Wherever the word "screenshot" appears in the entries, copy the whole line.

Entries with page source code:
-- start --
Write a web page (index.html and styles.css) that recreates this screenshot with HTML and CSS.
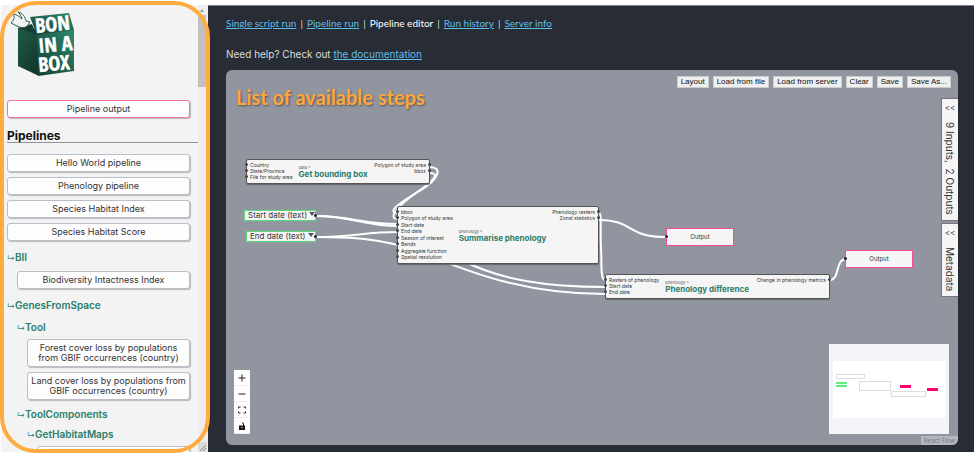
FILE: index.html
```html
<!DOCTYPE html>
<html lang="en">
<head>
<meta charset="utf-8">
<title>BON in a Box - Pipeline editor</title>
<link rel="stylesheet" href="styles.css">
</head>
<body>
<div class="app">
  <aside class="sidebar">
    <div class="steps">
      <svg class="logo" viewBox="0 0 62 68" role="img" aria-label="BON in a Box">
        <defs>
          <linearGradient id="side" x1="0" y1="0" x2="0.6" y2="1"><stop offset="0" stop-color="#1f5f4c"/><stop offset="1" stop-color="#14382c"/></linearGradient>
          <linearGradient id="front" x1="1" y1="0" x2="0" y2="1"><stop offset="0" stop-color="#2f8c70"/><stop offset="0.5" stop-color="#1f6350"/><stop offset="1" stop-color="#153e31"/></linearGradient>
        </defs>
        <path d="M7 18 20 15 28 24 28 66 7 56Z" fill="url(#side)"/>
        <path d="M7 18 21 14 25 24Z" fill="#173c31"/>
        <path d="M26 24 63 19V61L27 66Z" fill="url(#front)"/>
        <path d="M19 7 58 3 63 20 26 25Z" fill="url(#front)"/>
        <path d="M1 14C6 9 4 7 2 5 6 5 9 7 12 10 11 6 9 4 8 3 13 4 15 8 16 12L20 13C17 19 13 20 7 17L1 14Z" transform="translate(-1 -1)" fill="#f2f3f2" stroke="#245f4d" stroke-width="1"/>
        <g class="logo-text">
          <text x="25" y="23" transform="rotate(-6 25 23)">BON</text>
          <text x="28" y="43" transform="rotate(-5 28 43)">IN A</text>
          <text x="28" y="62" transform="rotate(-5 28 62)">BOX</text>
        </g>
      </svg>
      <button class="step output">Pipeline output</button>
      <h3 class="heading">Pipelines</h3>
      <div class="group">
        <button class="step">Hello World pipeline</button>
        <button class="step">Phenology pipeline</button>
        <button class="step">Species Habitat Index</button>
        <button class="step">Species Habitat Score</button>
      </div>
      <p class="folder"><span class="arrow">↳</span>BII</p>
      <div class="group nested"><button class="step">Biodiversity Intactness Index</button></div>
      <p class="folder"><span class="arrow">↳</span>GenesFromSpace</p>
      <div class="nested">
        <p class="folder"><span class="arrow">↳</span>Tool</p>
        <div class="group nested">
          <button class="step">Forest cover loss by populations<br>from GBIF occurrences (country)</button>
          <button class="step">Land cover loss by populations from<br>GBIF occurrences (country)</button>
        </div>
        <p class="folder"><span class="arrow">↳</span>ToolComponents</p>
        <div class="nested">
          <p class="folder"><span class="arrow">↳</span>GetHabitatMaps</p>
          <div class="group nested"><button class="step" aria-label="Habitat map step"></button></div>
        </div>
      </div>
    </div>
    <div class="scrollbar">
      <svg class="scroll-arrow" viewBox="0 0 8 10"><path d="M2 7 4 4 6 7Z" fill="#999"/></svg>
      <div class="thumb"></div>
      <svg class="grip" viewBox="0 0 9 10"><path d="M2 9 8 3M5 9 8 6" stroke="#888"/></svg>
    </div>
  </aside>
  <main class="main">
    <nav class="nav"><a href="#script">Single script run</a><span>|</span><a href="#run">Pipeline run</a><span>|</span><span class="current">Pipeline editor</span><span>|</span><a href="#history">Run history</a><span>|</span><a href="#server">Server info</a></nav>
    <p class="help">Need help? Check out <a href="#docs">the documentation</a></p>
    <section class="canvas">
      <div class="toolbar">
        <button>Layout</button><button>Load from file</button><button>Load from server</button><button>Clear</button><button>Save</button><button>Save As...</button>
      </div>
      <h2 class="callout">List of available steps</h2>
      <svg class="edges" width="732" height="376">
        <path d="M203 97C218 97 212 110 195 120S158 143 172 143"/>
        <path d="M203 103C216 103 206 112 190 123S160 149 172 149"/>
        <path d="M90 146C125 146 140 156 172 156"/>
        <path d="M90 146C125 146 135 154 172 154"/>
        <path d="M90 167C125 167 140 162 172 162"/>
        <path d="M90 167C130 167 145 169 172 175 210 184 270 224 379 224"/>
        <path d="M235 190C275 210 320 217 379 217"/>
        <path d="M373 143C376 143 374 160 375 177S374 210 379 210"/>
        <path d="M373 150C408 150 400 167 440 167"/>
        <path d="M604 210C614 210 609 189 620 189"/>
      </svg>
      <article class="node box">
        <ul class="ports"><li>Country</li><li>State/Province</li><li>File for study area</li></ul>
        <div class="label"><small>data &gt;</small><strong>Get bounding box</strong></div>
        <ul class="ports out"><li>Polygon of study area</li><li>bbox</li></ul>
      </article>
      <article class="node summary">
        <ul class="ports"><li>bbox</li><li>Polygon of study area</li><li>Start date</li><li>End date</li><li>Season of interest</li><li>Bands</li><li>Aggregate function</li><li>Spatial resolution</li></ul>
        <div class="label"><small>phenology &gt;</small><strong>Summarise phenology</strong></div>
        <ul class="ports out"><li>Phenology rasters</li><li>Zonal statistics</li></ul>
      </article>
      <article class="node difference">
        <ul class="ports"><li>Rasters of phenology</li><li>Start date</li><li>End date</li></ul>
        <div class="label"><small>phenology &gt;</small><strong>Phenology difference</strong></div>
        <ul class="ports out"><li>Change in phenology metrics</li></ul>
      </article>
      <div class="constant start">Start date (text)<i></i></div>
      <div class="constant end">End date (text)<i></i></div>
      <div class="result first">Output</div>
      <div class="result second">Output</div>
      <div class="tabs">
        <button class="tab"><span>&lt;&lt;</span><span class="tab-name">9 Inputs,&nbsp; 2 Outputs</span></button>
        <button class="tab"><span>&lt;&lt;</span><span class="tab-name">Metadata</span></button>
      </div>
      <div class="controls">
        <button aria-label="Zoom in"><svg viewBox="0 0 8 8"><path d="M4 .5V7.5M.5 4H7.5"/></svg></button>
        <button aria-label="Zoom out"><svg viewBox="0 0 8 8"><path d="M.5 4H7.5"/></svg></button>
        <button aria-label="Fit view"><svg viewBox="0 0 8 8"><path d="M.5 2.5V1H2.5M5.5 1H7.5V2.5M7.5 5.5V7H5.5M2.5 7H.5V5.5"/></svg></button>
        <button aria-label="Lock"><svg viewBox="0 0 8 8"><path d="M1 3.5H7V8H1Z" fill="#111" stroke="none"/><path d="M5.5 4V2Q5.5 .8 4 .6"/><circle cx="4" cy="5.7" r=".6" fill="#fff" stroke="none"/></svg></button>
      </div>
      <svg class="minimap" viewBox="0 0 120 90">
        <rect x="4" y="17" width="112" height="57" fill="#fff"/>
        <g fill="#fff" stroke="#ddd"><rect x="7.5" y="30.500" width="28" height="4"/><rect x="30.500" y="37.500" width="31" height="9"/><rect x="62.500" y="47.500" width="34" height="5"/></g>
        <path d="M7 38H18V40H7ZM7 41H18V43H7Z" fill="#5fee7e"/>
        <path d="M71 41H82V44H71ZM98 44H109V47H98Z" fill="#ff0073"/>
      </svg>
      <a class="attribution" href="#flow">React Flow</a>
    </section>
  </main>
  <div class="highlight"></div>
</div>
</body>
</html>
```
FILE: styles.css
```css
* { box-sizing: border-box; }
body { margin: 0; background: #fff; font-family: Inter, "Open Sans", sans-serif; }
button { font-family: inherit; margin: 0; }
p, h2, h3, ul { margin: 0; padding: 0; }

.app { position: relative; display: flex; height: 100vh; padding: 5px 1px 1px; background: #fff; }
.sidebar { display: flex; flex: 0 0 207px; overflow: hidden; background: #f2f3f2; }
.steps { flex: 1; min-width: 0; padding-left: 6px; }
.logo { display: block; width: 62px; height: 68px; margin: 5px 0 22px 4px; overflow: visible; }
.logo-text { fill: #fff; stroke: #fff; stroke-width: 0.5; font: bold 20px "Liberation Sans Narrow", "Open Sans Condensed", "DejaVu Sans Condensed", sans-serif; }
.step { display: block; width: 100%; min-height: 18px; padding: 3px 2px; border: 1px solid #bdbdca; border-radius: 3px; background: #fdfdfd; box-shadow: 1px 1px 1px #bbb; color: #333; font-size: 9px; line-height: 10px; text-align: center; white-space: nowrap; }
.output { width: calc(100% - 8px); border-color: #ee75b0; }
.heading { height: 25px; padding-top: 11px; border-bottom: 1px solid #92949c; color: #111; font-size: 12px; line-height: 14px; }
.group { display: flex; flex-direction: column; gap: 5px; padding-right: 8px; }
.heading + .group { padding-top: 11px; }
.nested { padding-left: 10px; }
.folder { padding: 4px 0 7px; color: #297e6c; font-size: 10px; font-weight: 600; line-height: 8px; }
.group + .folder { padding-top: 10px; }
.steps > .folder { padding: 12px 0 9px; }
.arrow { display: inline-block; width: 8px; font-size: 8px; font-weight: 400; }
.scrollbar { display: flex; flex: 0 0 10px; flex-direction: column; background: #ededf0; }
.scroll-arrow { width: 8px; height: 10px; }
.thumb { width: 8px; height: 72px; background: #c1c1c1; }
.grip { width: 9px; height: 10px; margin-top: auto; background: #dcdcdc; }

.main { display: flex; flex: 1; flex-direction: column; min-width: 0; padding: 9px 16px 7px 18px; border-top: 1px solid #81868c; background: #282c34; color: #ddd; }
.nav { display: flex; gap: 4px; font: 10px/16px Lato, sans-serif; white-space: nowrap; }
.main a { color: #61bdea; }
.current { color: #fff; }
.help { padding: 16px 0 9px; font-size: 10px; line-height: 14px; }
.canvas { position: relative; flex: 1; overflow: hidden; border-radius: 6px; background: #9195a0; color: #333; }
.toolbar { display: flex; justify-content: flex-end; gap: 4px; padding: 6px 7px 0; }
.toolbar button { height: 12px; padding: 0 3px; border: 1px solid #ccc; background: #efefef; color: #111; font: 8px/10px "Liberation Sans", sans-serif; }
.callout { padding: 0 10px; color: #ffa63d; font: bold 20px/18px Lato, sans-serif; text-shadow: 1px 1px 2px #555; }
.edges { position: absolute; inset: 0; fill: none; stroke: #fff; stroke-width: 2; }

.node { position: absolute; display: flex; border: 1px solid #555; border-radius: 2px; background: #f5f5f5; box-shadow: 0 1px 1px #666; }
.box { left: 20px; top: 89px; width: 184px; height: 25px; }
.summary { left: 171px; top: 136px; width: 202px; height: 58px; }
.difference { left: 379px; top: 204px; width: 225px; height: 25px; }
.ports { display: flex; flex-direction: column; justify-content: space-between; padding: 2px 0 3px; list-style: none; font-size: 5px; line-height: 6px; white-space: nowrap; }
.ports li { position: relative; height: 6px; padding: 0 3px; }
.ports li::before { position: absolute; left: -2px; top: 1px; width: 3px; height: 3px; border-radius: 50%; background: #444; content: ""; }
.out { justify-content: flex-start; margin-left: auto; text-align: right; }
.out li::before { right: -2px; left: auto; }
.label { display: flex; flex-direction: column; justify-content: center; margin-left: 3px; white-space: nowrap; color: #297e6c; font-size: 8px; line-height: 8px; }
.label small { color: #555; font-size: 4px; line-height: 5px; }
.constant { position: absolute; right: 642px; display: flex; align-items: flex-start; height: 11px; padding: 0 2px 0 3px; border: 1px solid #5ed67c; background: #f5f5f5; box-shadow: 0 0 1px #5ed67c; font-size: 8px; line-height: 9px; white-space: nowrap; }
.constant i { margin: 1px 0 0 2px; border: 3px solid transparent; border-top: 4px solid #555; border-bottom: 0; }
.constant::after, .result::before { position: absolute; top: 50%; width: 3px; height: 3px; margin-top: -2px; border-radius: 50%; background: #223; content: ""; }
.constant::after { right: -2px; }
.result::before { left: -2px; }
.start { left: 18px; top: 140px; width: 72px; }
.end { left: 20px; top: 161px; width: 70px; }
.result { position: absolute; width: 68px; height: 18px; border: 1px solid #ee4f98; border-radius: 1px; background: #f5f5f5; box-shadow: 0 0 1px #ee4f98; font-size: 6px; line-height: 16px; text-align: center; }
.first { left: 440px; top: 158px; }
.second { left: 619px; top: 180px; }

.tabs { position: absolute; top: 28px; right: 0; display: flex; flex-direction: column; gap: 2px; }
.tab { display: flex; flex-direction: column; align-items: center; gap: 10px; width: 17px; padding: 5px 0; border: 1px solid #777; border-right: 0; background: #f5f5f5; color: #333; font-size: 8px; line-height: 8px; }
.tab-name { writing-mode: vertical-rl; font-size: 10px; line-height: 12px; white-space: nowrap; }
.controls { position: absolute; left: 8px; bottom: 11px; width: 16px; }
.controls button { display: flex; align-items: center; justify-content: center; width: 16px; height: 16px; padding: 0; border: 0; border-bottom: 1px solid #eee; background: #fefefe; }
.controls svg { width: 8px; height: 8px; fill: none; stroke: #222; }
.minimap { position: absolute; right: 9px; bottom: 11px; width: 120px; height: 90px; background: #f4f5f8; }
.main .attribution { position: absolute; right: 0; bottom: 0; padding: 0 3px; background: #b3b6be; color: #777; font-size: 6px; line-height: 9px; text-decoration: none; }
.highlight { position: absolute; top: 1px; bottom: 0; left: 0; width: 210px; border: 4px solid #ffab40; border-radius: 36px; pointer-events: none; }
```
-- end --
-- start --
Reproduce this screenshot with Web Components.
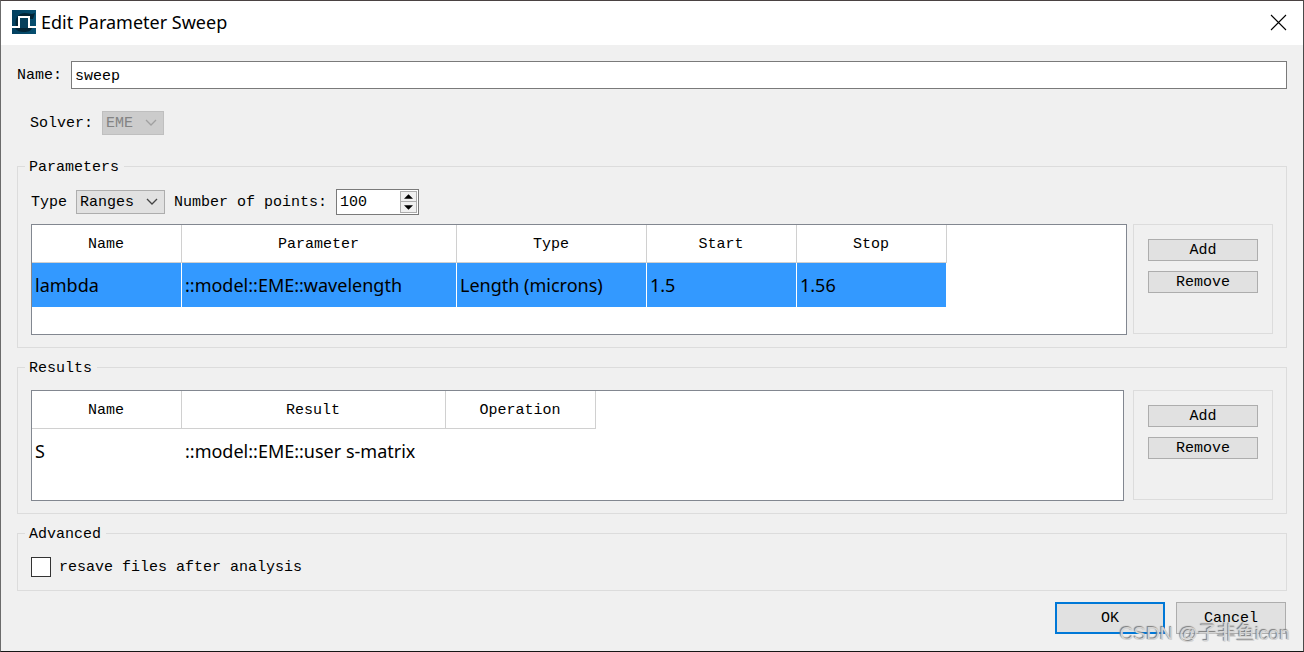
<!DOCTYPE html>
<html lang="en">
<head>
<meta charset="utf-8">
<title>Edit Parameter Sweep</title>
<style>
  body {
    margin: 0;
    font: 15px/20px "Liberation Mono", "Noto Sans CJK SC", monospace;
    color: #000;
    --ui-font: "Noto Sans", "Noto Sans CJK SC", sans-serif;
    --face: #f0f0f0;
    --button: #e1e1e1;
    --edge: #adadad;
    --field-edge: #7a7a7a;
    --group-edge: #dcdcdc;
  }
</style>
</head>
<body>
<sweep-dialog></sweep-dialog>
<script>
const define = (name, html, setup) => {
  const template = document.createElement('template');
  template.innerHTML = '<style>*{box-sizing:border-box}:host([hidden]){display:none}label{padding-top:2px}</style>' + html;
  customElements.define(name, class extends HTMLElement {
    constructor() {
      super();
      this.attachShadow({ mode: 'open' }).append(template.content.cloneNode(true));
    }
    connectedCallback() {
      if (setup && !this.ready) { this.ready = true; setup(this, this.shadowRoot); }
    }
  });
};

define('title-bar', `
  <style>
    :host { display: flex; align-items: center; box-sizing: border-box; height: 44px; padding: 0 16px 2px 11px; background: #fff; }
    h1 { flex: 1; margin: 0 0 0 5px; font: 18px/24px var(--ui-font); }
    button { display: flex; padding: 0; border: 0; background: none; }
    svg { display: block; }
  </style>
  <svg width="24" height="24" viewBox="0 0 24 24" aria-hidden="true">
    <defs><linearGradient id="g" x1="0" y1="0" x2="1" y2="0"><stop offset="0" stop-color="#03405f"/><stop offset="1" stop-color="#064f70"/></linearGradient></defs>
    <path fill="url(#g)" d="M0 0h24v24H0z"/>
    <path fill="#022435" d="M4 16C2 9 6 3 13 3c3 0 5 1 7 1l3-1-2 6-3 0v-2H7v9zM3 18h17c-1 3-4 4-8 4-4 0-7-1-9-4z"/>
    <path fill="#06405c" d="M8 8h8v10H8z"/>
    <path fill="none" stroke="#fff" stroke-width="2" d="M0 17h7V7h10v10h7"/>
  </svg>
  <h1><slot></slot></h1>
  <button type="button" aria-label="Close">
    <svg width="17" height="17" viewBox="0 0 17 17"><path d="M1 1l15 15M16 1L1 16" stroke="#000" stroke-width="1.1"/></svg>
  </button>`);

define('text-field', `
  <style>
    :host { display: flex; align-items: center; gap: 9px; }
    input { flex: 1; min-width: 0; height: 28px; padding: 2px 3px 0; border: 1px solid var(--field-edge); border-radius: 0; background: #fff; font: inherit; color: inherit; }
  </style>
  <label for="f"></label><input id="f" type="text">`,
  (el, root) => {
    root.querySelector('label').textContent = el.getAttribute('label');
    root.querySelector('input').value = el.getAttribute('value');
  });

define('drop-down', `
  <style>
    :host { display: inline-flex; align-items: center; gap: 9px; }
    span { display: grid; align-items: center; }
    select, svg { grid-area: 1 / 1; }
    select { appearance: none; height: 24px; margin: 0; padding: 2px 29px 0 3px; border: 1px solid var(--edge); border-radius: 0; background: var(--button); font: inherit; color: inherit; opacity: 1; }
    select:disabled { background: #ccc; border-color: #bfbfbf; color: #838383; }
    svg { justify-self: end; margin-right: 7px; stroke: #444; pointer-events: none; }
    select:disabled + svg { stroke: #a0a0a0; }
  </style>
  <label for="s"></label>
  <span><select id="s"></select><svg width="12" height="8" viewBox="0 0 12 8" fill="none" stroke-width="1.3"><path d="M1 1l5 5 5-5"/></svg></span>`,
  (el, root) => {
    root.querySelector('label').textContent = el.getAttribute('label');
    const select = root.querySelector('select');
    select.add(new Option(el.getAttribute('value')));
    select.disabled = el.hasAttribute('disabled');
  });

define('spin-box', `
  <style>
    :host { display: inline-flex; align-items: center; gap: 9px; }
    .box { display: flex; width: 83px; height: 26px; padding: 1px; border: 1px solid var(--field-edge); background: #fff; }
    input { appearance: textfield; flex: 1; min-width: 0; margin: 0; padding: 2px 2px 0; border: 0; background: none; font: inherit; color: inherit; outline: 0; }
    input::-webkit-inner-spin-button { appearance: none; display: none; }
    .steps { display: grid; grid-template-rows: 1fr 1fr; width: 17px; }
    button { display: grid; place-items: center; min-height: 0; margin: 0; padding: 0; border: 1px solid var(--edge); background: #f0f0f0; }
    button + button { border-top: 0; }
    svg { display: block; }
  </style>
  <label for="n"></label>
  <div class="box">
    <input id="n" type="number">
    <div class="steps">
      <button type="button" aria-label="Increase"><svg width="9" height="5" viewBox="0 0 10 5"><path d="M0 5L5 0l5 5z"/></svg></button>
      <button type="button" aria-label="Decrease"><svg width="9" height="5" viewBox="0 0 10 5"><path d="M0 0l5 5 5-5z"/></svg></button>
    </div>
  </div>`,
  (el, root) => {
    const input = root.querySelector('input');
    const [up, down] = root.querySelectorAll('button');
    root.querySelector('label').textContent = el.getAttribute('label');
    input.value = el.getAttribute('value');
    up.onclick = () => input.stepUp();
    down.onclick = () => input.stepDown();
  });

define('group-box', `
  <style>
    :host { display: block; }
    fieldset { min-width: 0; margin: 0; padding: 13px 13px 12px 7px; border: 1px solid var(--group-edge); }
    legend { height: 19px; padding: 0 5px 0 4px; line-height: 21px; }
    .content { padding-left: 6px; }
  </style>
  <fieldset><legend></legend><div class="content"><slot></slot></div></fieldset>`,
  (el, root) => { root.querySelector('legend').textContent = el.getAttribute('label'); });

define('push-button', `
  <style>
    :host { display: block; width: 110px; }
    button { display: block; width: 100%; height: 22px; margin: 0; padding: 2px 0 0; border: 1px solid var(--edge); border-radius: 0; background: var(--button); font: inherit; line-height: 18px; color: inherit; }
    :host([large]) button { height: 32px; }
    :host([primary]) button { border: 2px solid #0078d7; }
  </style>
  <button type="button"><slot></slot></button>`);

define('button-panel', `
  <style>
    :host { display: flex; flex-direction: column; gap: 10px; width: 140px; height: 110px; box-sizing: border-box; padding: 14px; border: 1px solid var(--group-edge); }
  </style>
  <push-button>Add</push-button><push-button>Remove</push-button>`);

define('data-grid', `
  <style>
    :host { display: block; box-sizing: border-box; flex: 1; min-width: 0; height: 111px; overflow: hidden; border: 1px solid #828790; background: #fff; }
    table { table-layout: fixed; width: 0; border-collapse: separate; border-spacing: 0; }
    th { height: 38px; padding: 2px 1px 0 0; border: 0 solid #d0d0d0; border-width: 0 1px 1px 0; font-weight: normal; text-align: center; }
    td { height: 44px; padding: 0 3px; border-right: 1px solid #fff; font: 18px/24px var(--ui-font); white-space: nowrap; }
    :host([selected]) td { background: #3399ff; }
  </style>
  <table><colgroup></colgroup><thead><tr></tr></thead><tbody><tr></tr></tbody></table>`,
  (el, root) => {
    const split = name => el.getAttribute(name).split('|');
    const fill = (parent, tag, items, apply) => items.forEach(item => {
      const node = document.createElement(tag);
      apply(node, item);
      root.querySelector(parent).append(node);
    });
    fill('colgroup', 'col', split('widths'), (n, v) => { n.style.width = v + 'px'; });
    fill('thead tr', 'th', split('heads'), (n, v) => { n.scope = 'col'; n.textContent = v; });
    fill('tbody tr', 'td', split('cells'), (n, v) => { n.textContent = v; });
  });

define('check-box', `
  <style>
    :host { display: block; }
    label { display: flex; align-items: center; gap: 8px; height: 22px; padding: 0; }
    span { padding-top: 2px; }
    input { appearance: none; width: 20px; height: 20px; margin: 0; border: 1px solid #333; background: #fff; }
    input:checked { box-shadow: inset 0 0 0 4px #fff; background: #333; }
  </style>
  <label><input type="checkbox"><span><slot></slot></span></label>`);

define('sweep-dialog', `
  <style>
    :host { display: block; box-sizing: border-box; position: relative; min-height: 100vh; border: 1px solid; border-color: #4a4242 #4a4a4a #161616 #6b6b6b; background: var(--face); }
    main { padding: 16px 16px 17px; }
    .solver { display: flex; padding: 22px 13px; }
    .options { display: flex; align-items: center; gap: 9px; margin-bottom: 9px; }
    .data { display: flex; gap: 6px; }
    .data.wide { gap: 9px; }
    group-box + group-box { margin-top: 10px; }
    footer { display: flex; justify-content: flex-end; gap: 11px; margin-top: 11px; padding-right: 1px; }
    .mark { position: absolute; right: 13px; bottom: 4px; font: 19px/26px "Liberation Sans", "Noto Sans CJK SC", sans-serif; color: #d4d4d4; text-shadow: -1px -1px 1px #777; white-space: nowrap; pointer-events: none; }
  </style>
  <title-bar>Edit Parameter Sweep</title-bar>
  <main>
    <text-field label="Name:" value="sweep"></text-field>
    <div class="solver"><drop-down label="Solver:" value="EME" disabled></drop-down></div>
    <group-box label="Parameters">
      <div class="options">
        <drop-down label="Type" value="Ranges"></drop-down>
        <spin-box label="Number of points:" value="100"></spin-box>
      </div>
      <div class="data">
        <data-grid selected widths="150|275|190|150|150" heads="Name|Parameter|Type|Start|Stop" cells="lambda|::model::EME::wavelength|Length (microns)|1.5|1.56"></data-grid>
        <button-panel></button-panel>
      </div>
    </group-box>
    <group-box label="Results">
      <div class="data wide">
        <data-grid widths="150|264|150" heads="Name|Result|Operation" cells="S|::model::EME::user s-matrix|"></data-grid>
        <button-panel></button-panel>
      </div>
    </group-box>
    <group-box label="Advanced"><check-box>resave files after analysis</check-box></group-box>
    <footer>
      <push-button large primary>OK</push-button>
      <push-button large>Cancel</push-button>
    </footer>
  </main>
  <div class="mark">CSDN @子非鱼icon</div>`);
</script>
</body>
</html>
-- end --
» **Full solution**:
Write a web page (index.html and styles.css) that recreates this screenshot with HTML and CSS.
Reproduce this screenshot with Web Components.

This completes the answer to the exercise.